Like any good wordsmith and mentor, Kent also gets to teach Jimmy (and this juvenile series’ young listeners) some vocabulary, starting with a discussion of his dehydration after the fire, and including nautical vocabulary like port, starboard, channel and jetty. After that, the concluding episodes are all a job for Superman – literally putting a minefield between him and the story’s finale in the pirates’ treasure cave, with a surprise from Mother Nature as well as that surprise for Jimmy Olsen.
In fact, Kent doesn’t get to be a journalist again in this serial, which leaves him and Olsen in the Caribbean. In a similar fashion to 1930s radio soap operas, “The Adventures of Superman” segued into its next story while wrapping up the last.
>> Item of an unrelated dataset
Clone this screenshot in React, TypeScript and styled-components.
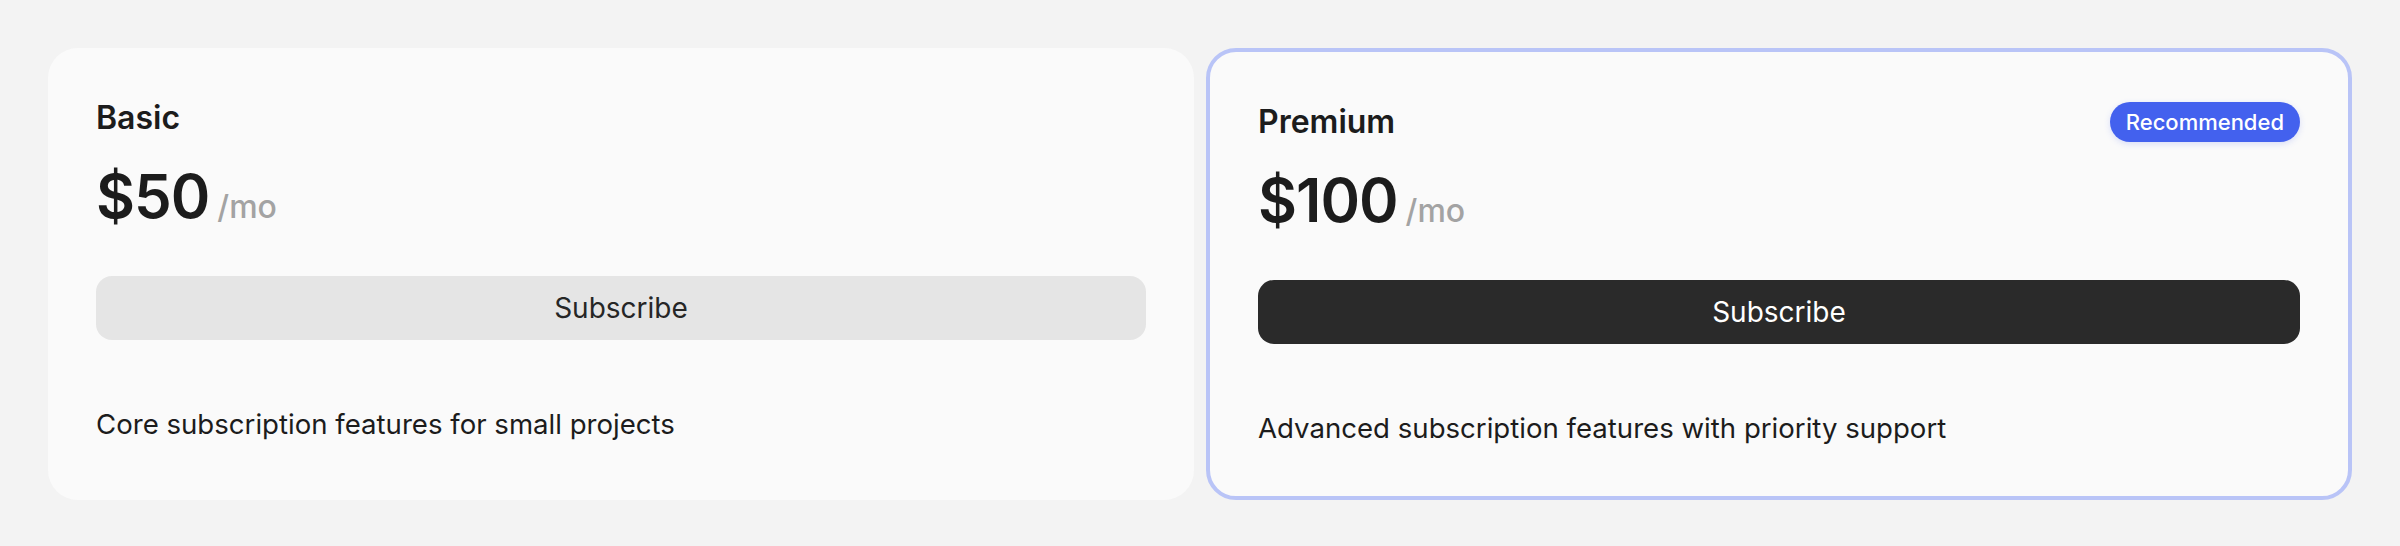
import React from 'react'
import styled, { createGlobalStyle } from 'styled-components'

const GlobalStyle = createGlobalStyle`
  * { box-sizing: border-box; }
  html, body { margin: 0; padding: 0; background: #f3f3f3; }
  body { font-family: Inter, 'Noto Sans', 'Liberation Sans', sans-serif; color: #1c1c1c; }
`

const Page = styled.div`
  display: grid;
  grid-template-columns: 1fr 1fr;
  gap: 12px;
  padding: 48px;
  min-height: 546px;
  align-items: stretch;
`

const Card = styled.div<{ $featured?: boolean }>`
  display: flex;
  flex-direction: column;
  padding: 48px;
  height: 452px;
  background: #fafafa;
  border-radius: 30px;
  border: ${({ $featured }) => ($featured ? '4px solid #b9c4f7' : 'none')};
`

const Header = styled.div`
  display: flex;
  align-items: center;
  justify-content: space-between;
  height: 40px;
  margin-top: 2px;
`

const Title = styled.h2`
  margin: 0;
  font-size: 32px;
  line-height: 40px;
  font-weight: 600;
  color: #1c1c1c;
`

const Badge = styled.span`
  display: inline-flex;
  align-items: center;
  height: 40px;
  padding: 0 16px;
  border-radius: 999px;
  background: #4361ee;
  color: #ffffff;
  font-size: 22px;
  font-weight: 500;
  box-shadow: 0 2px 6px rgba(67, 97, 238, 0.18);
`

const PriceRow = styled.div`
  display: flex;
  align-items: baseline;
  height: 56px;
  margin-top: 30px;
`

const Amount = styled.span`
  font-size: 60px;
  line-height: 56px;
  font-weight: 600;
  letter-spacing: -1px;
  color: #1c1c1c;
`

const Period = styled.span`
  margin-left: 8px;
  font-size: 32px;
  line-height: 32px;
  font-weight: 500;
  color: #a3a3a3;
`

const SubscribeButton = styled.button<{ $primary?: boolean }>`
  flex-shrink: 0;
  margin-top: 52px;
  height: 64px;
  width: 100%;
  border: none;
  border-radius: 16px;
  font-family: inherit;
  font-size: 28px;
  font-weight: 400;
  cursor: pointer;
  background: ${({ $primary }) => ($primary ? '#2a2a2a' : '#e5e5e5')};
  color: ${({ $primary }) => ($primary ? '#ffffff' : '#262626')};
`

const Description = styled.p`
  margin: 64px 0 0;
  font-size: 27.6px;
  line-height: 40px;
  color: #1c1c1c;
`

const plans = [
  { name: 'Basic', price: '$50', text: 'Core subscription features for small projects', featured: false },
  { name: 'Premium', price: '$100', text: 'Advanced subscription features with priority support', featured: true },
]

export default function App() {
  return (
    <>
      <GlobalStyle />
      <Page>
        {plans.map(p => (
          <Card key={p.name} $featured={p.featured}>
            <Header>
              <Title>{p.name}</Title>
              {p.featured && <Badge>Recommended</Badge>}
            </Header>
            <PriceRow>
              <Amount>{p.price}</Amount>
              <Period>/mo</Period>
            </PriceRow>
            <SubscribeButton $primary={p.featured}>Subscribe</SubscribeButton>
            <Description>{p.text}</Description>
          </Card>
        ))}
      </Page>
    </>
  )
}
So, as Clark and Jimmy say farewell to Professor Thorpe, the boy catches a turtle as a souvenir — and finds the words “Help” and “Dead Man’s Isl.” carved into its back.
“There may be a swell story behind this plea for help,” says Kent, a reporter again.
Thus began a new six-episode story called “The Curse of Dead Man’s Island,” all of which is available at the Internet Archive’s Superman collection. For the curious, here’s the The Curse of Dead Man’s Island transitional episode.
If Kent found time to sit down at a typewriter and knock out a story about the Bathysphere adventure or phone in a synopsis to the rewrite desk, radio listeners missed it. With another adventure starting, it would be six more days before Kent was reminded of his professional responsibilities by a cable from his editor: “Return at once. Big story breaking. Need you.” But, once again, the newspaper assignment would set the radio plot in motion.
See my notes on previous installments of the Professor Thorpe story: first and second, third and fourth, fifth through eighth. Earlier JHeroes podcasts include Superman, Clark and Lois origin stories.
For anyone who prefers skimming to listening, James Lantz at the Superman Home Page has written a full plot summary of Professor Thorpe’s Bathysphere.
As I mentioned last week, this series does show one sign of its 1940 origin — casually racist references to the pirates as “greasy half-breeds.” After World War II, the Superman series was filled with more enlightened messages about international peace and brotherhood, including an anti-discrimination story pitting The Daily Planet against the Ku Klux Klan.